Regular Expressions are a powerful way of expressing string patterns for matching. Value Search uses them to allow you to home in on particular strings in the database with precision. Regular Expressions are commonly available with many languages and applications and the syntax and capabilities of them have a common core.
We recommend regex101.com as an excellent resource to help understand how your regular expressions work – as well as running your regular expressions against text and showing you your matches, it produces an explanation of your expression.
The Simplest Match with Regular Expressions
If the characters in the regular expression exactly match the text being matched with, that’s a match:
Regular expression | Text | Match? |
---|---|---|
hello | hello | Yes, hello – We show where the expression matched with italics |
hell | shell | Yes, shell – a regular expression matches when the pattern is matched – it doesn’t have to match at the start of the text |
hello | hell | No – there’s only four characters in the text and the regular expression wants five characters |
hello | helloisanyonein | Yes, helloisanyonein – A regular expression matches when the pattern is matched and here hello is matched immediately, the rest of the text is irrelevant |
Any Single Character – The dot .
A single .
represents a single character, any character.

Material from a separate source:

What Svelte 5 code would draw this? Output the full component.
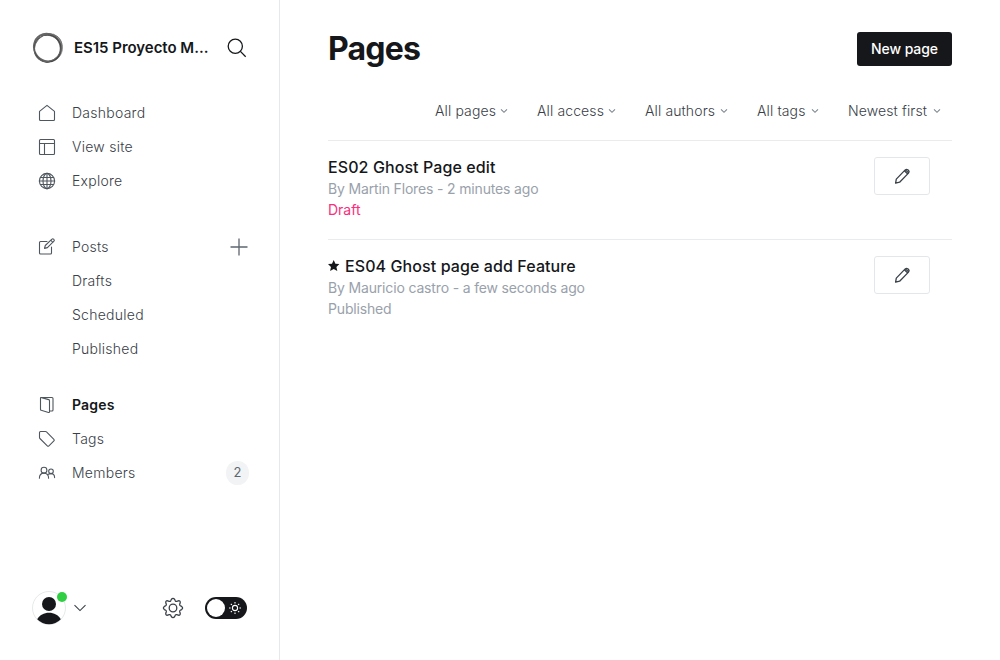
<script>
  const groups = [
    [
      { label: 'Dashboard', icon: 'home' },
      { label: 'View site', icon: 'layout' },
      { label: 'Explore', icon: 'globe' }
    ],
    [
      { label: 'Posts', icon: 'compose', add: true },
      { label: 'Drafts' },
      { label: 'Scheduled' },
      { label: 'Published' }
    ],
    [
      { label: 'Pages', icon: 'page', active: true },
      { label: 'Tags', icon: 'tag' },
      { label: 'Members', icon: 'members', count: 2 }
    ]
  ];
  const filters = [
    { label: 'All pages', width: 73 },
    { label: 'All access', width: 79 },
    { label: 'All authors', width: 83 },
    { label: 'All tags', width: 62 },
    { label: 'Newest first', width: 93 }
  ];
  const pages = [
    { title: 'ES02 Ghost Page edit', meta: 'By Martin Flores - 2 minutes ago', status: 'Draft' },
    { title: 'ES04 Ghost page add Feature', meta: 'By Mauricio castro - a few seconds ago', status: 'Published', featured: true }
  ];
</script>

{#snippet icon(name)}
  <svg class="icon" width="18" height="18" viewBox="0 0 18 18">
    {#if name === 'home'}
      <path d="M1.500 7.400 9 1.400l7.500 6v8.100q0 1-1 1h-13q-1 0-1-1z" />
    {:else if name === 'layout'}
      <rect x="1.500" y="1.500" width="15" height="15" rx="1" /><path d="M1.500 5.500h15M6.500 5.500v11" />
    {:else if name === 'globe'}
      <circle cx="9" cy="9" r="7.600" /><ellipse cx="9" cy="9" rx="4" ry="7.600" /><path d="M9 1.300v15.400M1.300 9h15.400M2.400 5.500h13.200M2.400 12.500h13.200" />
    {:else if name === 'compose'}
      <path d="M9 3.500H2.500q-1 0-1 1v10.500q0 1 1 1h10q1 0 1-1V9M6.500 10.400l.8-2.900L13.900 1.200q.8-.8 1.700 0l.3.3q.8.900 0 1.700L9.400 9.600zM12.900 2.300l2 2" />
    {:else if name === 'page'}
      <path d="M3.200 1.500h10.800q1 0 1 1v11.500q0 1-1 1h-2M2.500 2.200v11.200q0 .7.700.9l7.300 2.200q1 .2 1-.8V4.700q0-.8-.8-1.100L3.600 1.600q-1.100-.3-1.100.6z" />
    {:else if name === 'tag'}
      <path d="M1.500 2.500q0-1 1-1h5q.6 0 1 .4l7.400 7.400q.8.800 0 1.600l-5 5q-.8.800-1.600 0L1.900 8.500q-.4-.4-.4-1z" />
    {:else if name === 'members'}
      <circle cx="6" cy="6.200" r="2.900" /><circle cx="13" cy="7.300" r="2.300" /><path d="M1.400 14.200c0-3.200 1.900-5.100 4.600-5.100s4.600 1.900 4.600 5.100M10.300 10.300c.8-.5 1.700-.7 2.700-.7 2.200 0 3.600 1.500 3.600 4" />
    {/if}
  </svg>
{/snippet}

<div class="app">
  <aside>
    <header class="brand">
      <svg class="logo" width="32" height="32" viewBox="0 0 32 32" fill="none">
        <path d="M9 3.800C17-.8 27 2.800 29.800 11.500c2.500 8-2.500 16.500-10.300 18.200 7-3.500 10.200-9.500 8.300-16.700C25.500 4.800 17 1.800 9 3.800z" fill="#aaa" stroke="#777" stroke-width=".8" />
        <ellipse cx="15.300" cy="16.300" rx="14.100" ry="13.200" stroke="#666" stroke-width="1.900" transform="rotate(58 16 16)" />
        <ellipse cx="15.700" cy="16.600" rx="13.300" ry="13.600" stroke="#444" stroke-width="1" transform="rotate(10 16 16)" />
        <ellipse cx="16.200" cy="15.900" rx="14.800" ry="12.800" stroke="#666" stroke-width=".8" transform="rotate(-48 16 16)" />
      </svg>
      <strong>ES15 Proyecto M...</strong>
      <svg class="search" width="20" height="20" viewBox="0 0 20 20"><circle cx="8.300" cy="8.300" r="7.100" /><path d="m13.400 13.400 5.300 5.300" /></svg>
    </header>
    <nav>
      {#each groups as group}
        <ul>
          {#each group as item}
            <li class:active={item.active}>
              <span class="slot">{#if item.icon}{@render icon(item.icon)}{/if}</span>
              <span class="label">{item.label}</span>
              {#if item.add}<svg class="plus" width="18" height="18" viewBox="0 0 18 18"><path d="M9 .5v17M.5 9h17" /></svg>{/if}
              {#if item.count}<span class="count">{item.count}</span>{/if}
            </li>
          {/each}
        </ul>
      {/each}
    </nav>
    <footer>
      <div class="avatar">
        <svg width="34" height="34" viewBox="0 0 34 34"><circle cx="17" cy="17" r="16.500" fill="#fff" stroke="#e6e8ea" /><circle cx="17" cy="13" r="7" fill="#15171a" /><path d="M5.200 28.300C7.600 24 12 21.800 17 21.800s9.400 2.200 11.800 6.500A16.400 16.400 0 0 1 5.200 28.300z" fill="#15171a" /></svg>
        <i></i>
      </div>
      <svg class="more" width="14" height="8" viewBox="0 0 14 8"><path d="m1.500 1.200 5.500 5.400 5.500-5.400" /></svg>
      <svg class="gear" width="22" height="22" viewBox="0 0 22 22"><circle cx="11" cy="11" r="3.800" /><path d="M9.300 2.500q1.700-2.200 3.400 0l.6 1.300q.5.800 1.500.5l1.400-.5q2.400-.3 2 2l-.5 1.400q-.3 1 .6 1.500l1.300.7q2 1.600 0 3.200l-1.300.7q-.9.500-.6 1.500l.5 1.400q.4 2.400-2 2l-1.400-.5q-1-.3-1.500.5l-.6 1.300q-1.700 2.200-3.400 0l-.6-1.300q-.5-.8-1.500-.5l-1.400.5q-2.400.4-2-2l.5-1.400q.3-1-.6-1.500l-1.300-.7q-2-1.600 0-3.200l1.300-.7q.9-.5.6-1.500l-.5-1.400q-.4-2.300 2-2l1.400.5q1 .3 1.500-.5z" /></svg>
      <div class="toggle">
        <b></b>
        <svg width="14" height="14" viewBox="0 0 14 14"><circle cx="7" cy="7" r="2.600" /><path d="M7 1v1.600M7 11.400V13M1 7h1.600M11.400 7H13M2.800 2.800l1.100 1.100M10.100 10.100l1.100 1.100M2.800 11.200l1.100-1.100M10.100 3.900l1.100-1.100" /></svg>
      </div>
    </footer>
  </aside>
  <main>
    <div class="top"><h1>Pages</h1><button class="new">New page</button></div>
    <div class="filters">
      {#each filters as f}
        <div style:width="{f.width}px"><span>{f.label}</span><svg width="8" height="6" viewBox="0 0 8 6"><path d="m1 1.300 3 3 3-3" /></svg></div>
      {/each}
    </div>
    {#each pages as p}
      <article>
        <div class="text">
          <h3>{#if p.featured}<svg class="star" width="12" height="12" viewBox="0 0 12 12"><path d="m5.700.1 1.700 3.600 4 .4-3 2.800.9 4.200L5.700 9.100l-3.600 2 .9-4.200L0 4.100l4-.4z" /></svg>{/if}<span>{p.title}</span></h3>
          <p>{p.meta}</p>
          <p class:draft={p.status === 'Draft'}>{p.status}</p>
        </div>
        <button class="edit" aria-label="Edit"><svg width="18" height="18" viewBox="0 0 18 18"><path d="m2.600 16.200.7-4.100L12.200 2.900q1.200-1.100 2.500-.2l.9.800q1.100 1.300-.1 2.600L6.600 15.200zM11.400 3.700l3.400 3.400M12.600 2.900l3 3" /></svg></button>
      </article>
    {/each}
  </main>
</div>

<style>
  :global(body) { background: #fff; }
  .app { display: flex; height: 660px; overflow: hidden; font-family: Inter, sans-serif; font-size: 14px; color: #394047; }
  svg { display: block; flex: none; fill: none; }
  aside { box-sizing: border-box; width: 280px; border-right: 1px solid #e6e9eb; padding: 32px 30px 35px 32px; display: flex; flex-direction: column; }
  .brand { display: flex; align-items: center; height: 32px; }
  .brand strong { width: 142px; margin-left: 10px; margin-right: 11px; padding-bottom: 1px; font-size: 15px; font-weight: 600; letter-spacing: -.03px; color: #15171a; white-space: nowrap; }
  .search { stroke: #15171a; stroke-width: 1.300; }
  nav { margin-top: 32px; }
  ul { list-style: none; margin: 0 0 32px; padding: 0; }
  ul:nth-child(2) { margin-bottom: 22px; }
  li { display: flex; align-items: center; height: 34px; }
  .slot { box-sizing: border-box; width: 40px; padding-left: 6px; }
  .icon { stroke: #4e565e; stroke-width: 1.100; stroke-linejoin: round; stroke-linecap: round; }
  .label { flex: 1; padding-bottom: 2px; font-weight: 300; letter-spacing: .26px; }
  .active { color: #15171a; }
  .active .label { font-weight: 600; letter-spacing: .2px; }
  .plus { margin-right: 1px; stroke: #5d666f; stroke-width: 1.300; }
  .count { width: 23px; height: 24px; line-height: 22px; border-radius: 12px; background: #f1f3f4; text-align: center; font-size: 13px; color: #5d666f; }
  footer { margin-top: auto; display: flex; align-items: center; height: 34px; }
  .avatar { position: relative; }
  .avatar i { position: absolute; right: -1px; top: 1px; width: 10px; height: 10px; border-radius: 50%; background: #30cf43; }
  .more { margin-left: 7px; stroke: #394047; stroke-width: 1.100; }
  .gear { margin-left: 75px; stroke: #394047; stroke-width: 1.300; }
  .toggle { box-sizing: border-box; margin-left: 21px; width: 42px; height: 22px; border-radius: 11px; background: #15171a; display: flex; align-items: center; gap: 3px; padding-left: 2px; flex: none; }
  .toggle b { width: 18px; height: 18px; border-radius: 50%; background: #fff; }
  .toggle svg { stroke: #fff; stroke-width: 1.100; }
  main { flex: 1; padding: 32px 48px; min-width: 0; }
  .top { display: flex; justify-content: space-between; height: 34px; align-items: center; }
  h1 { margin: 0; font-size: 32px; font-weight: 700; letter-spacing: -.8px; color: #15171a; line-height: 34px; }
  .new { border: 0; border-radius: 3px; background: #15171a; color: #fff; width: 95px; height: 34px; padding: 0 0 2px; font: 500 14px Inter, sans-serif; letter-spacing: -.1px; }
  .filters { display: flex; justify-content: flex-end; gap: 29px; padding: 34px 11px 0 0; height: 40px; border-bottom: 1px solid #e9ebed; line-height: 22px; font-weight: 300; letter-spacing: .12px; }
  .filters > div { display: flex; justify-content: space-between; align-items: center; height: 22px; white-space: nowrap; }
  .filters svg { stroke: #7c8690; stroke-width: 1.100; }
  article { display: flex; justify-content: space-between; padding: 16px 22px 0 0; height: 82px; border-bottom: 1px solid #e9ebed; }
  article:last-child { border: 0; }
  h3 { margin: 0; font-size: 16px; font-weight: 500; letter-spacing: .09px; line-height: 21px; color: #15171a; display: flex; align-items: center; gap: 5px; }
  .star { fill: #15171a; margin-bottom: 2px; }
  p { margin: 0; line-height: 21px; letter-spacing: -.16px; color: #99a1ab; }
  .draft { color: #fb2d7c; letter-spacing: 0; }
  .edit { display: grid; place-items: center; box-sizing: border-box; width: 56px; height: 38px; background: #fff; border: 1px solid #e4e7e9; border-radius: 3px; padding: 0; }
  .edit svg { stroke: #394047; stroke-width: 1.300; stroke-linejoin: round; }
</style>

Regular expression | Text | Match? |
---|---|---|
. | a | Yes, a |
. | aa | Yes, aa – a regular expression matches when the pattern is matched |
.. | a | No – there’s only one character and the regular expression wants two characters |
.. | aa | Yes, aa – there’s two characters in the pattern and two characters in the text |
You can use this . and other characters in combination:
Regular expression | Text | Match? |
---|---|---|
h.llo | hullo and hello | Yes, hullo and hello |
h…. | hodel | Yes, hodel this is matching h followed by any 4 characters |
.hello. | hello | No, the expression wants any character before and after ‘hello’ |
say.hello | say hello | Yes, say hello – when we say any character, we mean it – a space is a character so the . matches it. |
The + and * Multiple Operators
So far, so simple; the patterns are one-to-one in terms of what they match. But regular expressions start being expressions with the +
and *
operators. A +
following a character indicates that the character should appear one or more times for a match. You can also use the .
to match any character with the + to match one or more of any character
Regular expression | Text | Match? |
---|---|---|
a+ | manatee | Yes, manatee |
e+ | manatee | Yes, manatee |
d+ | waddle | Yes, waddle |
d+ | wondered | Yes, wondered |
m.+e | manatee | Yes, manatee |
m.+e | me | No. There’s no characters between the m and the e. |
m.+t | manatee | Yes, manatee |
A *
says that the character should appear zero or more times. Matching with nothing is somewhat counter-intuitive. You can, for example, have a regular expression of a*
and that will match any string at all because there’ll everything matches with no a
. That’s why it’s important to use a sequence of characters which terminate your pattern if you use *
.
Regular expression | Text | Match? |
---|---|---|
a* | manatee | Yes (Twice for each ‘a’ occurring once, and five times for all characters which contain zero a – which is probably not what you want) |
a*tee | manatee | Yes – manatee (it doesn’t match the first a as that is followed by an n) |
d*l | waddle | Yes waddle |
w.*d | wondered | Yes wondered (regular expressions seek the biggest matching sequence) |
w.*d | wd | Yes, wd |
w.*d | would | Yes, would |
.*e | manatee | Yes, manatee (seeking the biggest matching sequence again). |
For completeness, there is also an ?
operator which matches none or one of a character.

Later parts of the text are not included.